May 2, 2006 at 12:31 am
let’s see how small we can get the word and get the same point across:
Corpus
Host
All
XP
May 2, 2006 at 1:05 am
I’ll cut out the middle man:
Incarnation.
May 2, 2006 at 1:31 pm
I guess that depends on how you define Evangelicals…do you mean it in the modern sociological sense of non-Creedal Protestants or do you mean it also in a way that blanketly refers to non-Roman Catholics?
May 2, 2006 at 2:04 pm
Robb,
I used “evangelicals” because I don’t think sacramentality divides Catholics from some Protestants, including Lutherans, Anglicans, and to some degree Methodists and Presbyterians. So yes, I basically mean the non-creedal Protestants.
May 4, 2006 at 12:33 am
I would have said ‘Saints’ or ‘Mary’.
Seraphim
May 6, 2006 at 11:47 am
Grace, or perhaps God Himself. It seems to me that denying that He works through His created matter should also deem His working through us impossible too.

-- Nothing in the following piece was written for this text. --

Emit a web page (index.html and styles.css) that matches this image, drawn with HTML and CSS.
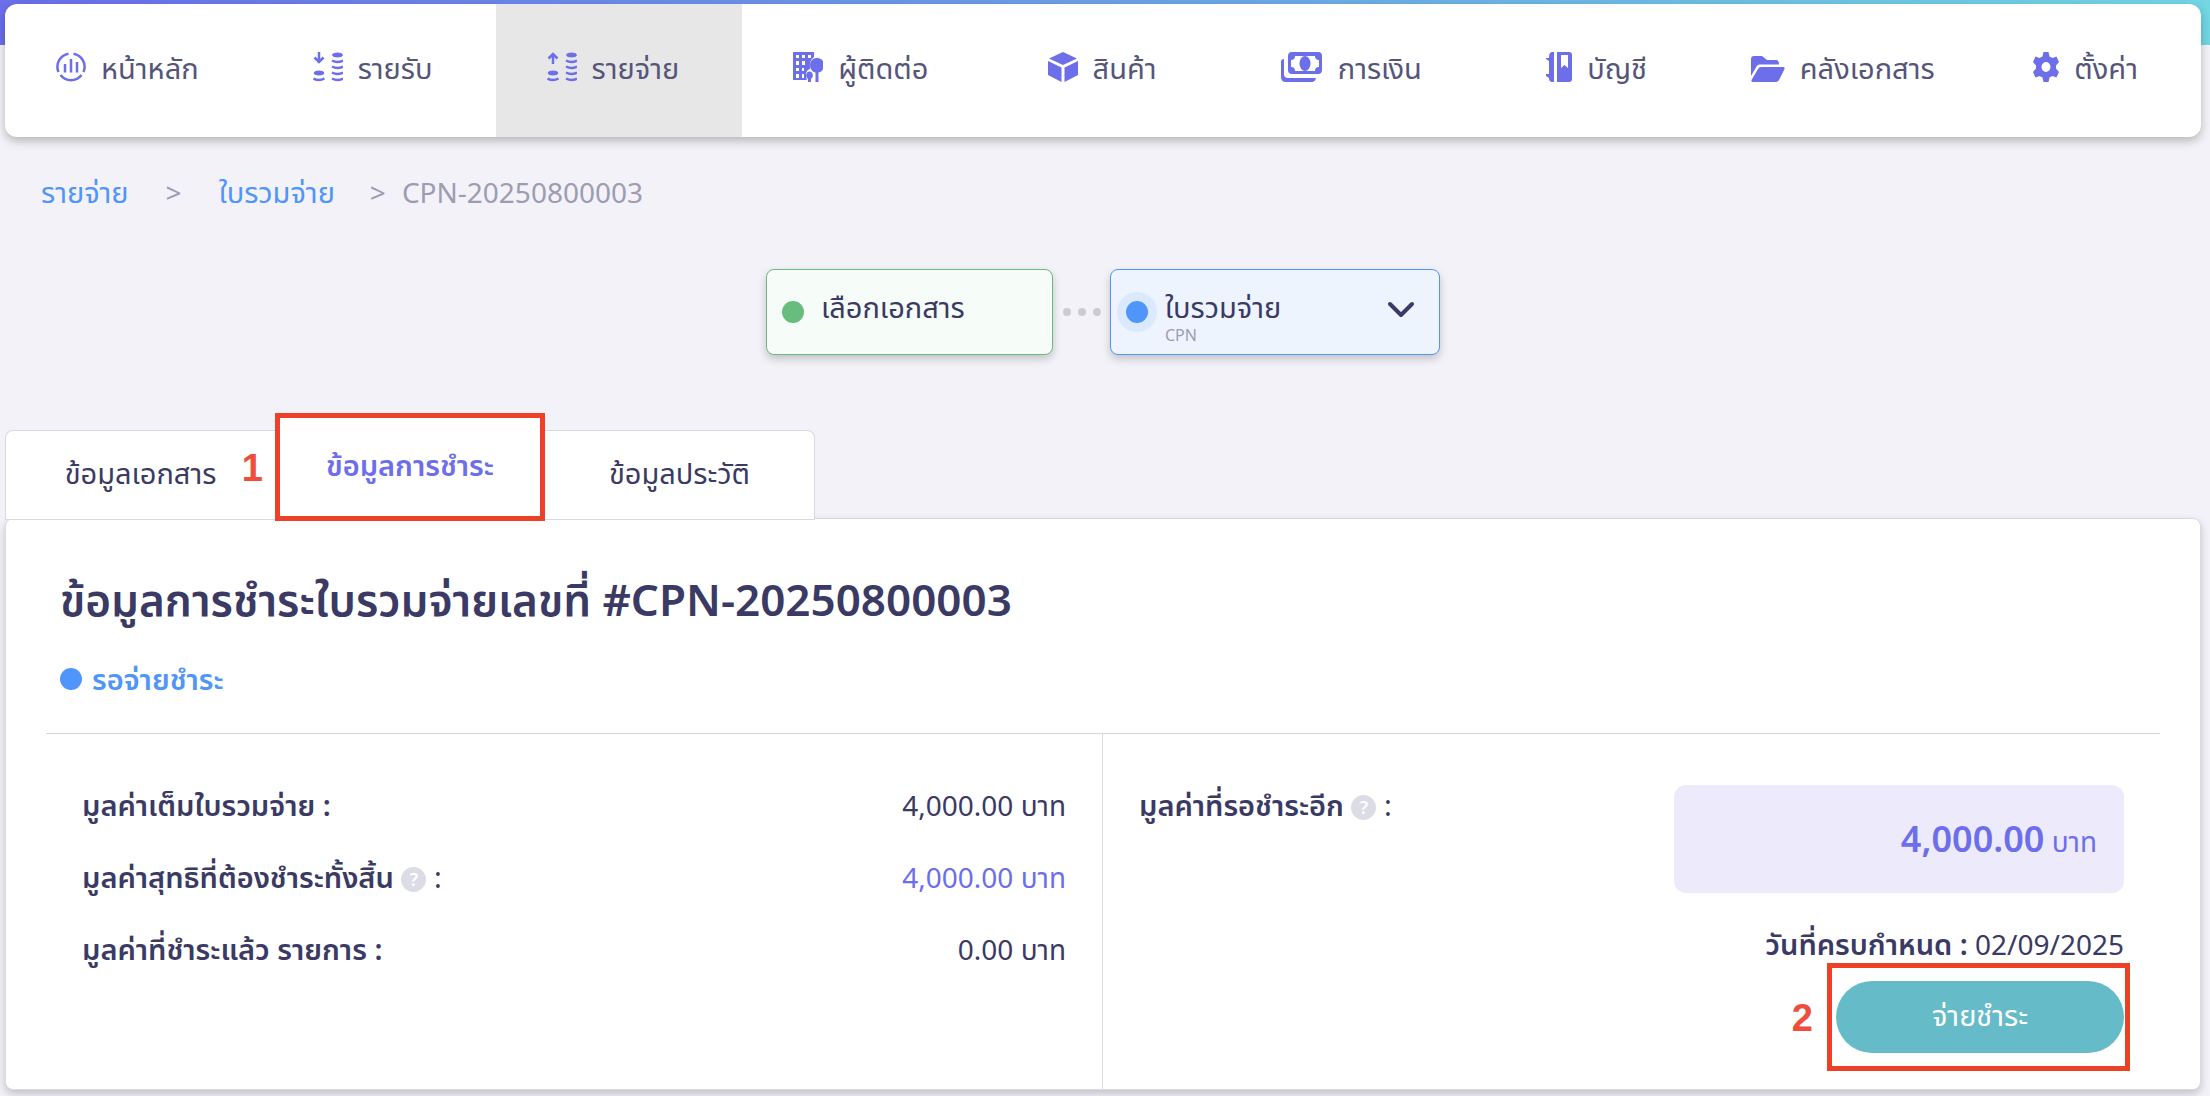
FILE: index.html
```
<!DOCTYPE html>
<html lang="th">
    <head>
        <meta charset="utf-8">
        <title>CPN-20250800003</title>
        <link rel="stylesheet" href="styles.css">
    </head>

    <body>
        <header class="topbar">
            <nav class="menu">
                <a class="menu-item" href="#">
                    <svg class="icon" width="30" height="30" viewBox="0 0 30 30" fill="none" stroke="currentColor" stroke-width="2.500">
                        <path d="M12.500 1.800A13.200 13.200 0 0 0 2.500 20M17.500 1.800A13.200 13.200 0 0 1 27.500 20M4.500 23A13.200 13.200 0 0 0 25.500 23"/>
                        <path d="M9 12v8.500M15 7v13.500M21 10v10.500"/>
                    </svg>
                    หน้าหลัก
                </a>
                <a class="menu-item" href="#">
                    <svg class="icon" width="30" height="30" viewBox="0 0 30 30" fill="none" stroke="currentColor" stroke-width="2.500">
                        <path d="M6 0v9M1.500 5.500L6 10l4.500-4.500"/>
                        <ellipse cx="6" cy="21" rx="5" ry="2" fill="currentColor" stroke-width="1"/>
                        <ellipse cx="24.500" cy="3" rx="5" ry="2" fill="currentColor" stroke-width="1"/>
                        <path d="M.5 26.500q5.500 3 11 0M19 8.500q5.500 3 11 0M19 14.500q5.500 3 11 0M19 20.500q5.500 3 11 0M19 26.500q5.500 3 11 0"/>
                    </svg>
                    รายรับ
                </a>
                <a class="menu-item active" href="#">
                    <svg class="icon" width="30" height="30" viewBox="0 0 30 30" fill="none" stroke="currentColor" stroke-width="2.500">
                        <path d="M6 12V3M1.500 6.500L6 2l4.500 4.500"/>
                        <ellipse cx="6" cy="21" rx="5" ry="2" fill="currentColor" stroke-width="1"/>
                        <ellipse cx="24.500" cy="3" rx="5" ry="2" fill="currentColor" stroke-width="1"/>
                        <path d="M.5 26.500q5.500 3 11 0M19 8.500q5.500 3 11 0M19 14.500q5.500 3 11 0M19 20.500q5.500 3 11 0M19 26.500q5.500 3 11 0"/>
                    </svg>
                    รายจ่าย
                </a>
                <a class="menu-item" href="#">
                    <svg class="icon" width="30" height="30" viewBox="0 0 30 30" fill="currentColor">
                        <path fill-rule="evenodd" d="M0 0h21v5q-5 3-4 12-4 1-4 6 0 3 1 5H0zM3 3v3h3V3zm6 0v3h3V3zm6 0v3h3V3zM3 9v4h3V9zm6 0v4h3V9zM3 16v3h3v-3zm6 0v3h2v-3zM3 22v4h3v-4zm6 0v4h2v-4z"/>
                        <path d="M24 6a6 7 0 0 1 1.500 14.500V30h-3v-9.500A6 7 0 0 1 24 6zM16.500 19.500a3.500 4 0 0 1 1.500 7.500v3h-3v-3a3.500 4 0 0 1 1.500-7.500z"/>
                    </svg>
                    ผู้ติดต่อ
                </a>
                <a class="menu-item wide" href="#">
                    <svg class="icon" width="30" height="30" viewBox="0 0 30 30" fill="currentColor">
                        <path d="M15 0l14 6.500L15 13 1 6.500zM0 9l13.500 6.500V30L0 23zM30 9v14l-13.500 7V15.500z"/>
                    </svg>
                    สินค้า
                </a>
                <a class="menu-item wide" href="#">
                    <svg class="icon" width="42" height="30" viewBox="0 0 42 30" fill="currentColor">
                        <path fill-rule="evenodd" d="M11 0h26a4 4 0 0 1 4 4v14a4 4 0 0 1-4 4H11a4 4 0 0 1-4-4V4a4 4 0 0 1 4-4zM14 4q0 4-4 4v7q4 0 4 4h20q0-4 4-4V8q-4 0-4-4z"/>
                        <ellipse cx="24" cy="11.500" rx="5.500" ry="7.500"/>
                        <path d="M3 7v15q0 4 4 4h28q-1 4-4 4H5q-5 0-5-5V10q0-3 3-3z"/>
                    </svg>
                    การเงิน
                </a>
                <a class="menu-item wide" href="#">
                    <svg class="icon" width="26" height="30" viewBox="0 0 26 30" fill="currentColor">
                        <path d="M8 0v30H6q-3 0-3-4l-3-2v-2h3V9L0 7V6h3q0-6 3-6z"/>
                        <path fill-rule="evenodd" d="M11 0h12q3 0 3 3v24q0 3-3 3H11zM15 3v13l3.500-3 3.500 3V3z"/>
                    </svg>
                    บัญชี
                </a>
                <a class="menu-item narrow" href="#">
                    <svg class="icon" width="34" height="30" viewBox="0 0 34 30" fill="currentColor">
                        <path d="M3 4h8l5 4h9q3 0 3 4.500H9q-3 0-4 3L0 24V7q0-3 3-3z"/>
                        <path d="M10 15h22q2 0 1.500 2L28 28q-1 2-3 2H2q-2 0-1.500-2L7 17q1-2 3-2z"/>
                    </svg>
                    คลังเอกสาร
                </a>
                <a class="menu-item" href="#">
                    <svg class="icon" width="26" height="30" viewBox="0 0 26 30" fill="currentColor">
                        <path fill-rule="evenodd" d="M10.500 0h5l1 4.500 3 1.500 4-1.500L26 10l-3 3.500v3l3 3.500-2.500 5.500-4-1.500-3 1.500-1 4.500h-5l-1-4.500-3-1.500-4 1.500L0 20l3-3.500v-3L0 10l2.500-5.500 4 1.500 3-1.500zM13 10a4.500 5 0 1 0 0 10 4.500 5 0 1 0 0-10z"/>
                    </svg>
                    ตั้งค่า
                </a>
            </nav>
        </header>

        <nav class="breadcrumb">
            <a href="#">รายจ่าย</a>
            <span class="sep">&gt;</span>
            <a href="#">ใบรวมจ่าย</a>
            <span class="sep last">&gt;</span>
            <span>CPN-20250800003</span>
        </nav>

        <div class="steps">
            <div class="step done">
                <span class="dot"></span>
                <span class="step-name">เลือกเอกสาร</span>
            </div>
            <div class="step-link"><i></i><i></i><i></i></div>
            <button class="step current" type="button">
                <span class="dot"></span>
                <span class="step-name">ใบรวมจ่าย<small>CPN</small></span>
                <svg class="chevron" width="28" height="18" viewBox="0 0 28 18" fill="none" stroke="currentColor" stroke-width="4" stroke-linecap="round" stroke-linejoin="round">
                    <path d="M3 3l11 11L25 3"/>
                </svg>
            </button>
        </div>

        <div class="tabs">
            <button class="tab" type="button">ข้อมูลเอกสาร</button>
            <button class="tab selected" type="button">ข้อมูลการชำระ<span class="mark mark-tab">1</span></button>
            <button class="tab" type="button">ข้อมูลประวัติ</button>
        </div>

        <main class="card">
            <h1>ข้อมูลการชำระใบรวมจ่ายเลขที่ #CPN-20250800003</h1>
            <p class="status"><span class="dot"></span>รอจ่ายชำระ</p>

            <div class="summary">
                <dl class="totals">
                    <div class="row">
                        <dt>มูลค่าเต็มใบรวมจ่าย :</dt>
                        <dd>4,000.00 บาท</dd>
                    </div>
                    <div class="row">
                        <dt>มูลค่าสุทธิที่ต้องชำระทั้งสิ้น <span class="help">?</span> <span class="colon">:</span></dt>
                        <dd class="net">4,000.00 บาท</dd>
                    </div>
                    <div class="row">
                        <dt>มูลค่าที่ชำระแล้ว รายการ :</dt>
                        <dd>0.00 บาท</dd>
                    </div>
                </dl>

                <section class="due">
                    <div class="due-row">
                        <h2>มูลค่าที่รอชำระอีก <span class="help">?</span> <span class="colon">:</span></h2>
                        <p class="amount"><b>4,000.00</b> บาท</p>
                    </div>
                    <p class="due-date"><b>วันที่ครบกำหนด :</b> 02/09/2025</p>
                    <div class="pay-wrap">
                        <button class="pay" type="button">จ่ายชำระ</button>
                        <span class="mark mark-pay">2</span>
                    </div>
                </section>
            </div>
        </main>
    </body>
</html>
```

FILE: styles.css
```
* {
    box-sizing: border-box;
}
body {
    margin: 0;
    padding: 4px 9px 7px 5px;
    background: #f3f2f8 linear-gradient(90deg, #6b6fea, #6ba6e6 55%, #72d6e3) no-repeat 0 0 / 100% 45px;
    color: #3a3a64;
    font: 29px/40px "Noto Sans", "Noto Sans Thai", sans-serif;
}
h1, h2, p, dl, dd {
    margin: 0;
}
button {
    font: inherit;
    color: inherit;
}
a {
    color: #4f95fa;
    text-decoration: none;
}

.menu {
    display: flex;
    height: 133px;
    background: #fff;
    border-radius: 12px;
    box-shadow: 0 4px 10px rgba(0, 0, 0, .25);
}
.menu-item {
    flex: 10 1 auto;
    display: flex;
    justify-content: center;
    padding-top: 44px;
    padding-right: 12px;
    gap: 15px;
    color: #55557a;
}
.menu-item.active {
    background: #e7e7e7;
}
.menu-item.wide {
    flex-grow: 11;
}
.menu-item.narrow {
    flex-grow: 7;
}
.icon {
    flex: none;
    margin-top: 4px;
    color: #6c6eea;
}

.breadcrumb {
    display: flex;
    padding: 35px 36px 0;
    color: #9d9cb2;
}
.breadcrumb span {
    font-size: 28px;
}
.sep {
    margin: 0 37px;
}
.sep.last {
    margin: 0 16px 0 35px;
}

.steps {
    display: flex;
    justify-content: center;
    align-items: center;
    margin-top: 57px;
}
.step {
    display: flex;
    align-items: center;
    width: 287px;
    height: 86px;
    padding: 0 15px;
    border: 1px solid #68bc7e;
    border-radius: 8px;
    background: #f6fcf8;
    box-shadow: 0 4px 8px rgba(0, 0, 0, .2);
    text-align: left;
}
.dot {
    flex: none;
    width: 22px;
    height: 22px;
    border-radius: 50%;
    background: #5096fa;
}
.done .dot {
    background: #68bc7e;
}
.step-name {
    flex: 1;
    padding: 0 0 10px 17px;
}
.step-link {
    display: flex;
    justify-content: center;
    gap: 7px;
    width: 57px;
}
.step-link i {
    width: 8px;
    height: 8px;
    border-radius: 50%;
    background: #ccc;
}
.step.current {
    width: 330px;
    border-color: #5096ee;
    background: #edf4fe;
}
.current .dot {
    box-shadow: 0 0 0 9px #dbe9fd;
}
.current .step-name {
    padding: 6px 0 0 17px;
}
.step-name small {
    display: block;
    color: #9d9cb2;
    font-size: 16px;
    line-height: 16px;
}
.chevron {
    margin: 0 9px 5px 0;
}

.tabs {
    position: relative;
    z-index: 1;
    display: grid;
    grid-template-columns: repeat(3, minmax(0, 1fr));
    align-items: end;
    width: 810px;
    margin-top: 58px;
}
.tab {
    height: 90px;
    padding: 0 0 4px;
    border: 1px solid #d9d9e5;
    border-width: 1px 0;
    background: #fff;
}
.tab:first-child {
    border-left-width: 1px;
    border-top-left-radius: 8px;
}
.tab:last-child {
    border-right-width: 1px;
    border-top-right-radius: 8px;
}
.tab.selected {
    position: relative;
    height: 108px;
    margin-bottom: -1px;
    border: 5px solid #ec4127;
    color: #6c6eea;
    font-weight: 600;
}
.mark {
    position: absolute;
    color: #ee4e3b;
    font: bold 38px/40px "Liberation Sans", sans-serif;
}
.mark-tab {
    top: 30px;
    right: 100%;
    margin-right: 17px;
}

.card {
    margin-top: -2px;
    padding: 53px 40px 0;
    border: 1px solid #d9d9e5;
    border-radius: 8px;
    background: #fff;
    box-shadow: 0 4px 8px rgba(0, 0, 0, .2);
}
h1 {
    padding-left: 14px;
    font-size: 44px;
    font-weight: 600;
    line-height: 54px;
}
.status {
    display: flex;
    align-items: center;
    padding: 33px 14px 34px;
    gap: 10px;
    color: #4f95fa;
    font-weight: 600;
}
.summary {
    display: grid;
    grid-template-columns: 1fr 1fr;
    border-top: 1px solid #d4d4dc;
}
.totals {
    display: grid;
    align-content: start;
    padding: 51px 36px;
    gap: 32px;
    border-right: 1px solid #dcdce4;
}
.row {
    display: flex;
    justify-content: space-between;
}
dt, h2 {
    font-size: 29px;
    font-weight: 600;
    line-height: 40px;
}
dd, .due-date {
    font-size: 28px;
}
.net {
    color: #6c6eea;
}
.help {
    display: inline-block;
    width: 25px;
    height: 25px;
    border-radius: 50%;
    background: #dcdce6;
    color: #fff;
    font-size: 18px;
    line-height: 25px;
    text-align: center;
    vertical-align: 2px;
}
.colon {
    font-weight: normal;
}
.due {
    padding: 51px 36px 18px;
    text-align: right;
}
.due-row {
    display: flex;
    justify-content: space-between;
}
.amount {
    width: 450px;
    height: 108px;
    padding: 34px 27px;
    border-radius: 12px;
    background: #edebfb;
    color: #6c6eea;
    font-size: 28px;
}
b {
    font-size: 29px;
    font-weight: 600;
}
.amount b {
    font-size: 36px;
}
.due-date {
    margin-top: 31px;
}
.pay-wrap {
    position: relative;
    width: 303px;
    margin: -1px -6px 0 auto;
    padding: 13px 1px 13px 4px;
    border: 5px solid #ec4127;
}
.pay {
    display: block;
    width: 100%;
    height: 72px;
    padding: 0 0 4px;
    border: 0;
    border-radius: 36px;
    background: #66bbc9;
    color: #fff;
}
.mark-pay {
    top: 30px;
    right: 100%;
    margin-right: 19px;
}
```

If His grace doesn’t transform us on a spiritual level, it is easy to see how quickly it becomes difficult to see His spark in humanity, leading us toward abortion and euthanasia, even hooking up–all denials of God’s divine spark within man…
Followed some links here and was blessed by the discussion.
May 24, 2006 at 10:25 pm
David,
For whatever its worth, the one word should be nominalism, not “sacramentalism”. The nominalist presuppositions held uniformly by Protestants, while explaining their lack of a genuine sacramentality also explains much more as well. I can think of no difference between Catholicism and Protestantism which cannot be understood in terms of the nominalist thought forms which form the basis of how Protestants think aout things. If there is to be any meaningful reproachment, a grasp of this single point will be critical.